L'huissier entretient avec les débiteurs une relation souvent conflictuelle, source de tensions et parfois d'incompréhensions. Pour le débiteur qui reçoit la visite ou le courrier d'un huissier, l'expérience est généralement stressante et perçue comme une intrusion dans sa vie privée. Les témoignages de débiteurs décrivant des pratiques abusives, des pressions psychologiques ou des comportements déplacés ne sont pas rares, même s'ils ne reflètent pas la majorité des interventions. La profession a longtemps souffert d'une image négative, l'huissier étant associé dans l'imaginaire collectif à celui qui expulse les familles ou saisit les biens des plus démunis. Cette perception ignore le fait que l'huissier n'agit que sur instruction d'un créancier et en application d'une décision de justice, ne faisant qu'exécuter la loi. Néanmoins, des dérives existent parfois : menaces disproportionnées, visites intempestives, manque de considération pour la situation sociale du débiteur... Les chambres disciplinaires sanctionnent régulièrement des huissiers ayant manqué à leurs obligations déontologiques.
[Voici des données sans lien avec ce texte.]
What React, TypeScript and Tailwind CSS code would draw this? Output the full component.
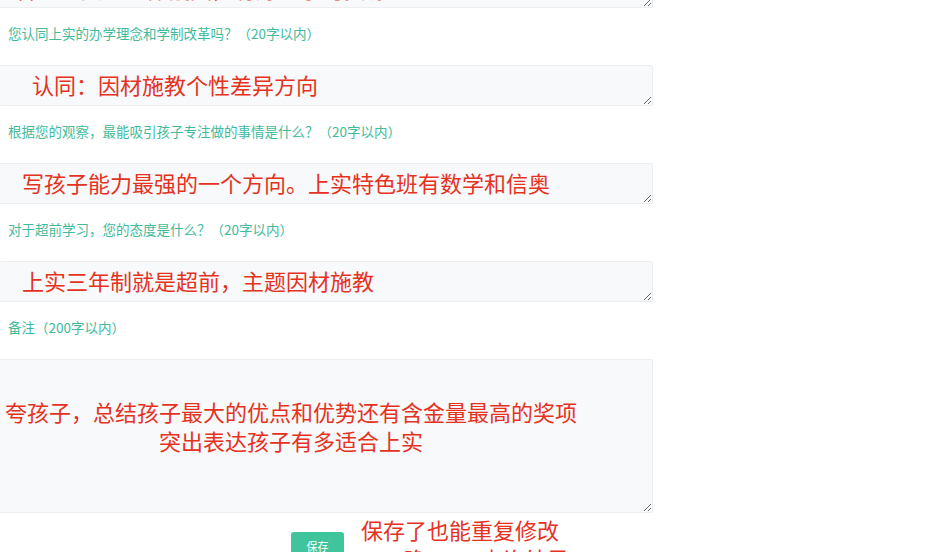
import React from "react"

const cjk = "font-['Microsoft_YaHei','Noto_Sans_CJK_SC',sans-serif]"

type FieldProps = {
  label?: string
  value: string
  box: string
}

function Field({ label, value, box }: FieldProps) {
  return (
    <div>
      <textarea
        readOnly
        value={value}
        className={`${cjk} block w-[654px] -ml-px ${box} bg-[#f8f9fa] border border-[#eceef0] rounded-[2px] outline-none overflow-hidden text-[22px] leading-[29px] text-[#e5321f]`}
      />
      {label && (
        <div className="h-[57px] pt-[16px] pl-[8px]">
          <p className={`${cjk} text-[13.5px] leading-[18px] text-[#3fbb9b]`}>{label}</p>
        </div>
      )}
    </div>
  )
}

export default function App() {
  return (
    <div className="w-[934px] h-[552px] overflow-hidden bg-white">
      <div className="-mt-[33px] flex flex-col">
        <Field
          label="您认同上实的办学理念和学制改革吗？（20字以内）"
          value="看重上实的整体氛围，有好的学习资源"
          box="h-[41px] pt-[6px] pl-[14px]"
        />
        <Field
          label="根据您的观察，最能吸引孩子专注做的事情是什么？（20字以内）"
          value="认同：因材施教个性差异方向"
          box="h-[41px] pt-[4px] pl-[32px]"
        />
        <Field
          label="对于超前学习，您的态度是什么？（20字以内）"
          value="写孩子能力最强的一个方向。上实特色班有数学和信奥"
          box="h-[41px] pt-[4px] pl-[22px]"
        />
        <Field
          label="备注（200字以内）"
          value="上实三年制就是超前，主题因材施教"
          box="h-[41px] pt-[4px] pl-[22px]"
        />
        <Field
          value={"夸孩子，总结孩子最大的优点和优势还有含金量最高的奖项\n突出表达孩子有多适合上实"}
          box="h-[154px] pt-[37px] pl-[4px] pr-[74px] text-center"
        />
        <div className="mt-[19px] flex items-start">
          <button className={`${cjk} ml-[291px] w-[53px] h-[28px] rounded-[3px] bg-[#40c49c] text-white text-[11px]`}>
            保存
          </button>
          <div className={`${cjk} ml-[17px] -mt-[17px] text-[22px] leading-[29px] text-[#e5321f] whitespace-nowrap`}>
            <p>保存了也能重复修改</p>
            <p>4.15晚10:00查询结果</p>
          </div>
        </div>
      </div>
    </div>
  )
}
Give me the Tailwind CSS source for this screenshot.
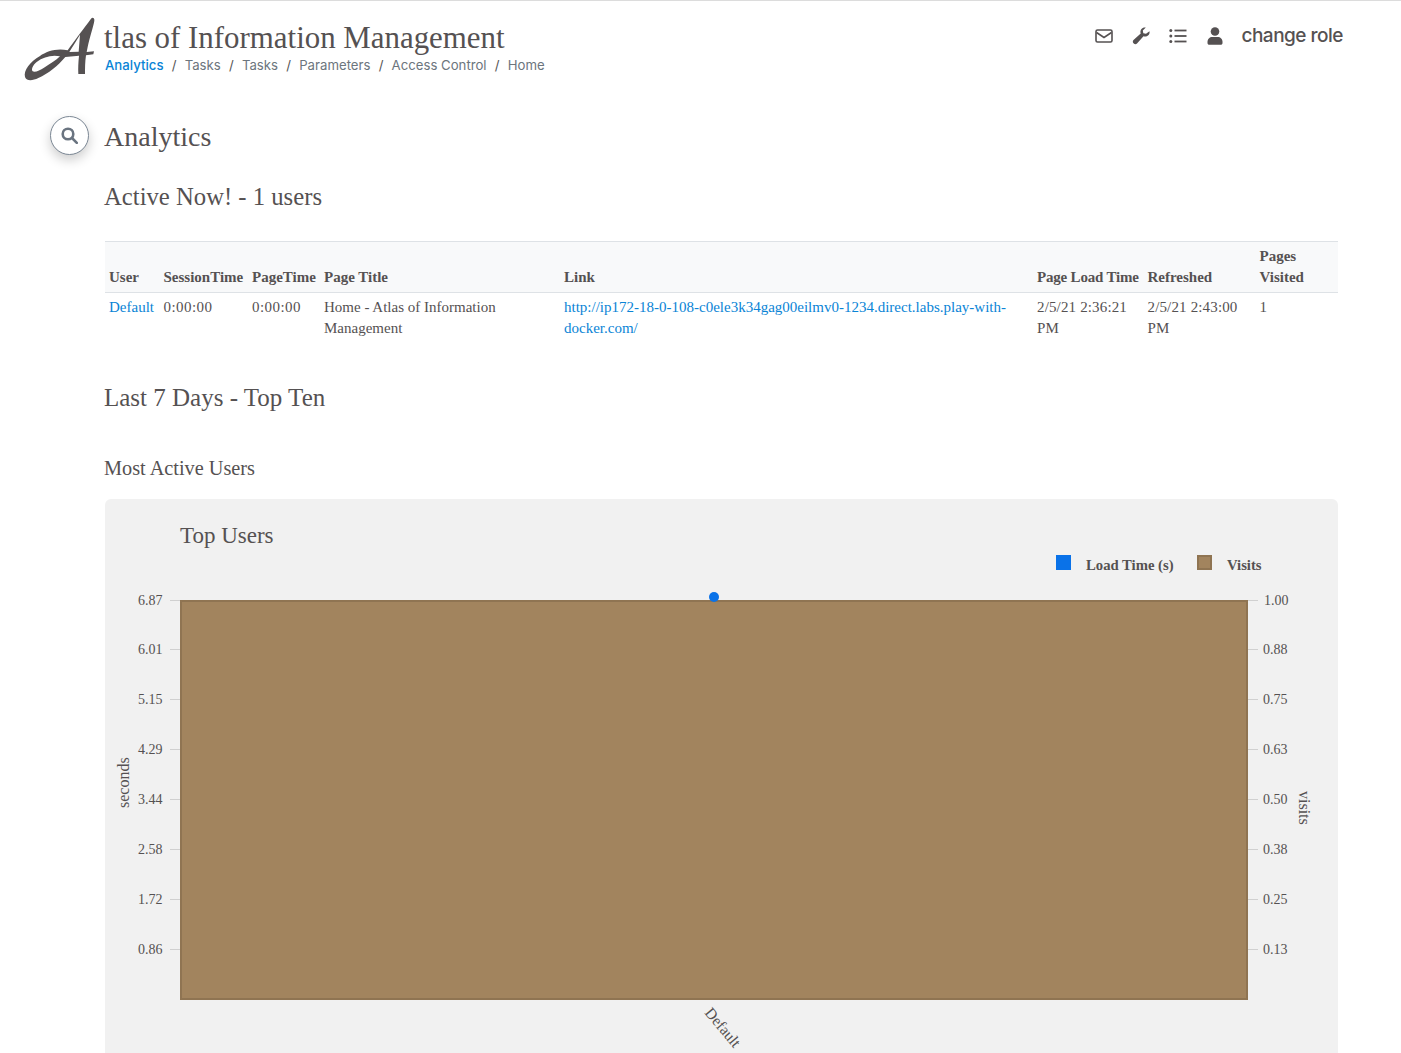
<!DOCTYPE html>
<html lang="en">
<head>
  <meta charset="UTF-8">
  <title>Analytics - Atlas of Information Management</title>
  <script src="https://cdn.jsdelivr.net/npm/@tailwindcss/browser@4"></script>
</head>
<body class="h-[1053px] overflow-hidden bg-white text-[#555152] font-['Liberation_Serif',serif]">
  <!-- header -->
  <header class="flex justify-between border-t border-[#dcdcdc] h-[91px] pl-[20px] pr-[58px]">
    <div class="flex pt-[11px] items-start">
      <svg class="w-[84px] h-[72px] mr-[1px]" viewBox="0 0 252 216">
        <path fill="#555152" fill-rule="evenodd" d="M213 20C195 45 160 90 143 115C110 108 80 118 60 132C30 150 10 175 15 195C20 208 38 206 55 198C85 185 115 160 136 135L177 131C175 150 174 170 175 186L195 186C195 170 195 150 198 130L220 127L222 118L200 120L203 105C208 80 221 40 223 26C224 17 217 15 213 20ZM180 68L176 119L148 120C158 103 170 85 180 68ZM120 133C95 128 70 135 50 150C38 160 33 172 38 178C45 182 60 175 72 167C90 155 108 145 120 133Z"/>
      </svg>
      <div class="pt-[5px]">
        <div class="text-[30.900px] leading-[42px] -ml-px">tlas of Information Management</div>
        <nav class="flex font-['Inter',sans-serif] text-[13.200px] leading-[16px] -mt-[2px] text-[#6c757d]">
          <a class="text-[#0a84d6] font-medium">Analytics</a><span class="mx-[8.200px] text-[#555]">/</span>
          <a>Tasks</a><span class="mx-[8.200px] text-[#555]">/</span>
          <a>Tasks</a><span class="mx-[8.200px] text-[#555]">/</span>
          <a>Parameters</a><span class="mx-[8.200px] text-[#555]">/</span>
          <a>Access Control</a><span class="mx-[8.200px] text-[#555]">/</span>
          <a>Home</a>
        </nav>
      </div>
    </div>
    <div class="flex items-center h-[70px] gap-[19px] font-['Inter',sans-serif]">
      <svg class="w-[18px] h-[18px]" viewBox="0 0 18 18" fill="none" stroke="#555152" stroke-width="1.600"><rect x="1" y="3" width="16" height="12" rx="1.500"/><path d="M1.500 5.500 9 10.500l7.500-5"/></svg>
      <svg class="w-[18px] h-[18px]" viewBox="0 0 18 18" fill="#555152"><path d="M17.500 4.200c.3 1.400-.1 3-1.200 4.100-1.300 1.300-3.200 1.600-4.800 1L5 16.500c-.9.900-2.300.9-3.200 0l-.3-.3c-.9-.9-.9-2.300 0-3.200l7.200-6.500c-.6-1.600-.3-3.500 1-4.800C10.800.6 12.400.2 13.800.5l-3 3 .5 2.700 2.700.5z"/></svg>
      <svg class="w-[18px] h-[18px]" viewBox="0 0 18 18" fill="#555152"><circle cx="1.800" cy="3.500" r="1.500"/><circle cx="1.800" cy="9" r="1.500"/><circle cx="1.800" cy="14.500" r="1.500"/><rect x="5.500" y="2.600" width="12" height="1.800"/><rect x="5.500" y="8.100" width="12" height="1.800"/><rect x="5.500" y="13.600" width="12" height="1.800"/></svg>
      <svg class="w-[18px] h-[18px]" viewBox="0 0 18 18" fill="#555152"><circle cx="9" cy="4.500" r="4.300"/><path d="M1.500 15c0-3 2-5 5-5h5c3 0 5 2 5 5v1c0 1-.8 1.800-1.800 1.800H3.300c-1 0-1.800-.8-1.800-1.800z"/></svg>
      <span class="-ml-[2px] text-[19px] tracking-[-0.500px] font-medium">change role</span>
    </div>
  </header>

  <main class="pl-[105px] pr-[63px] relative">
    <!-- search button -->
    <button class="absolute left-[50px] top-[25px] w-[39px] h-[39px] rounded-full bg-white border border-[#7b8794] shadow-[0_5px_12px_rgba(0,0,0,0.2)] flex items-center justify-center">
      <svg class="w-[17px] h-[17px]" viewBox="0 0 17 17" fill="none" stroke="#6a7480" stroke-width="2.600"><circle cx="7" cy="7" r="5.300"/><path d="m11 11 4.800 4.800" stroke-linecap="round"/></svg>
    </button>

    <h1 class="text-[28px] leading-[36px] pt-[28px] -ml-px">Analytics</h1>
    <h2 class="text-[24.700px] leading-[32px] mt-[26px] -ml-px">Active Now! - 1 users</h2>

    <table class="w-[1233px] mt-[28px] table-fixed text-[15px] leading-[21px] border-collapse">
      <colgroup>
        <col class="w-[54.500px]"><col class="w-[88.500px]"><col class="w-[72px]"><col class="w-[240px]"><col class="w-[473px]"><col class="w-[110.500px]"><col class="w-[112px]"><col>
      </colgroup>
      <thead class="bg-[#f8f9fa] border-y border-[#dee2e6]">
        <tr class="h-[51px] align-bottom font-bold text-left">
          <th class="px-[4px] pb-[4px]">User</th>
          <th class="px-[4px] pb-[4px]">SessionTime</th>
          <th class="px-[4px] pb-[4px]">PageTime</th>
          <th class="px-[4px] pb-[4px]">Page Title</th>
          <th class="px-[4px] pb-[4px]">Link</th>
          <th class="px-[4px] pb-[4px] whitespace-nowrap tracking-[-0.200px]">Page Load Time</th>
          <th class="px-[4px] pb-[4px]">Refreshed</th>
          <th class="px-[4px] pb-[4px]">Pages Visited</th>
        </tr>
      </thead>
      <tbody>
        <tr class="align-top">
          <td class="px-[4px] pt-[4px] text-[#0a84d6]">Default</td>
          <td class="px-[4px] pt-[4px] tracking-[0.450px]">0:00:00</td>
          <td class="px-[4px] pt-[4px] tracking-[0.450px]">0:00:00</td>
          <td class="px-[4px] pt-[4px]">Home - Atlas of Information Management</td>
          <td class="px-[4px] pt-[4px] text-[#0a84d6] break-words">http://ip172-18-0-108-c0ele3k34gag00eilmv0-1234.direct.labs.play-with-docker.com/</td>
          <td class="px-[4px] pt-[4px] tracking-[0.150px]">2/5/21 2:36:21 PM</td>
          <td class="px-[4px] pt-[4px] tracking-[0.150px]">2/5/21 2:43:00 PM</td>
          <td class="px-[4px] pt-[4px]">1</td>
        </tr>
      </tbody>
    </table>

    <h2 class="text-[25px] leading-[32px] mt-[43px] -ml-px">Last 7 Days - Top Ten</h2>
    <h3 class="text-[20.300px] leading-[26px] mt-[41px] -ml-px">Most Active Users</h3>

    <!-- chart -->
    <div class="mt-[18px] w-[1233px] h-[600px] rounded-t-[6px] bg-[#f1f1f1]">
      <svg class="block" width="1233" height="600" viewBox="105 499 1233 600" font-family="'Liberation Serif', serif" fill="#555152">
        <text x="180" y="543" font-size="23">Top Users</text>
        <rect x="1056" y="555" width="15" height="15" fill="#0a72e8"/>
        <text x="1086" y="570" font-size="14.700" font-weight="bold">Load Time (s)</text>
        <rect x="1198" y="556" width="13" height="13" fill="#a2845e" stroke="#8f7452" stroke-width="2"/>
        <text x="1227" y="570" font-size="14.700" font-weight="bold">Visits</text>

        <g stroke="#d0d0d0" stroke-width="1">
          <path d="M170 600.500h11M170 649.500h11M170 699.500h11M170 749.500h11M170 799.500h11M170 849.500h11M170 899.500h11M170 949.500h11"/>
          <path d="M1247 600.500h11M1247 649.500h11M1247 699.500h11M1247 749.500h11M1247 799.500h11M1247 849.500h11M1247 899.500h11M1247 949.500h11"/>
        </g>
        <g font-size="14" text-anchor="start">
          <text x="138" y="605">6.87</text>
          <text x="138" y="654">6.01</text>
          <text x="138" y="704">5.15</text>
          <text x="138" y="754">4.29</text>
          <text x="138" y="804">3.44</text>
          <text x="138" y="854">2.58</text>
          <text x="138" y="904">1.72</text>
          <text x="138" y="954">0.86</text>
          <text x="1264" y="605">1.00</text>
          <text x="1263" y="654">0.88</text>
          <text x="1263" y="704">0.75</text>
          <text x="1263" y="754">0.63</text>
          <text x="1263" y="804">0.50</text>
          <text x="1263" y="854">0.38</text>
          <text x="1263" y="904">0.25</text>
          <text x="1263" y="954">0.13</text>
        </g>
        <text transform="translate(129 808) rotate(-90)" font-size="16">seconds</text>
        <text transform="translate(1299 791) rotate(90)" font-size="16">visits</text>

        <rect x="181" y="601" width="1066" height="398" fill="#a2845e" stroke="#8f7452" stroke-width="2"/>
        <circle cx="714" cy="597" r="5" fill="#0a72e8"/>
        <text transform="translate(704 1013) rotate(50)" font-size="15.500">Default</text>
      </svg>
    </div>
  </main>
</body>
</html>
À l'inverse, les huissiers doivent également composer avec des débiteurs de mauvaise foi qui multiplient les stratégies pour échapper à leurs obligations : dissimulation de revenus, organisation d'insolvabilité, changements d'adresse répétés, intimidations... Cette confrontation quotidienne avec des situations humaines difficiles exige des qualités psychologiques particulières, entre fermeté nécessaire pour faire appliquer la décision de justice et empathie face à des détresses parfois réelles.

Évolution de la profession et digitalisation



La profession d'huissier connaît depuis quelques années des mutations profondes qui redéfinissent ses contours. La fusion avec les commissaires-priseurs judiciaires en 2022 pour créer le statut unique de commissaire de justice vise à adapter la profession aux réalités contemporaines et à élargir son champ d'intervention. Cette réforme s'accompagne d'une volonté de moderniser l'image de la profession en mettant en avant ses missions de conseil, de médiation et de prévention des litiges plutôt que son seul rôle répressif. La digitalisation transforme progressivement les pratiques avec la dématérialisation des actes, les significations par voie électronique, les plateformes de recouvrement en ligne ou encore les constats numériques pour des contenus web. Ces évolutions technologiques promettent des gains d'efficacité mais soulèvent également des questions sur la déshumanisation de certaines procédures et sur la fracture numérique qui peut pénaliser les publics les plus fragiles. La concurrence s'intensifie également avec l'émergence de sociétés de recouvrement privées qui grignotent des parts de marché sur les activités non monopolistiques, obligeant les huissiers à repenser leur modèle économique. L'ouverture possible à davantage de concurrence, réclamée par certains économistes au nom de la baisse des prix, suscite des débats passionnés sur l'équilibre entre libéralisation et maintien de garanties de service public.

Protections du débiteur face à l'huissier



Le législateur a prévu de nombreuses protections pour éviter que l'action légitime de recouvrement ne bascule dans l'acharnement ou ne prive le débiteur de ses moyens de subsistance. Certains biens sont déclarés insaisissables par la loi : les objets nécessaires à la vie courante et au travail du débiteur, les vêtements, la literie, le mobilier indispensable, les denrées alimentaires, les appareils de chauffage... L'huissier ne peut donc pas laisser une famille sans aucun meuble ou équipement de base. Les rémunérations du travail bénéficient d'une protection particulière avec des quotités insaisissables calculées selon un barème qui garantit au débiteur de conserver un minimum vital, le montant du RSA constituant généralement le plancher intouchable. Les prestations sociales sont souvent totalement ou partiellement insaisissables. Les horaires d'intervention sont encadrés : les saisies ne peuvent intervenir qu'entre 6 heures et 21 heures, et certains jours fériés sont exclus. L'accès au domicile nécessite théoriquement le consentement de l'occupant ou une autorisation spéciale du juge, même si dans la pratique cette règle connaît des aménagements. Le débiteur dispose de recours contre les actes d'huissier : contestation de la régularité de l'acte, contestation sur le fond de la créance auprès du juge de l'exécution, ou réclamation disciplinaire en cas de comportement fautif de l'huissier. Les délais doivent être respectés entre les différentes étapes de la procédure, offrant au débiteur des opportunités de régulariser sa situation. Ces protections visent à concilier le droit légitime du créancier à être payé et la préservation de la dignité humaine du débiteur, équilibre délicat qui ne satisfait parfois pleinement ni l'un ni l'autre.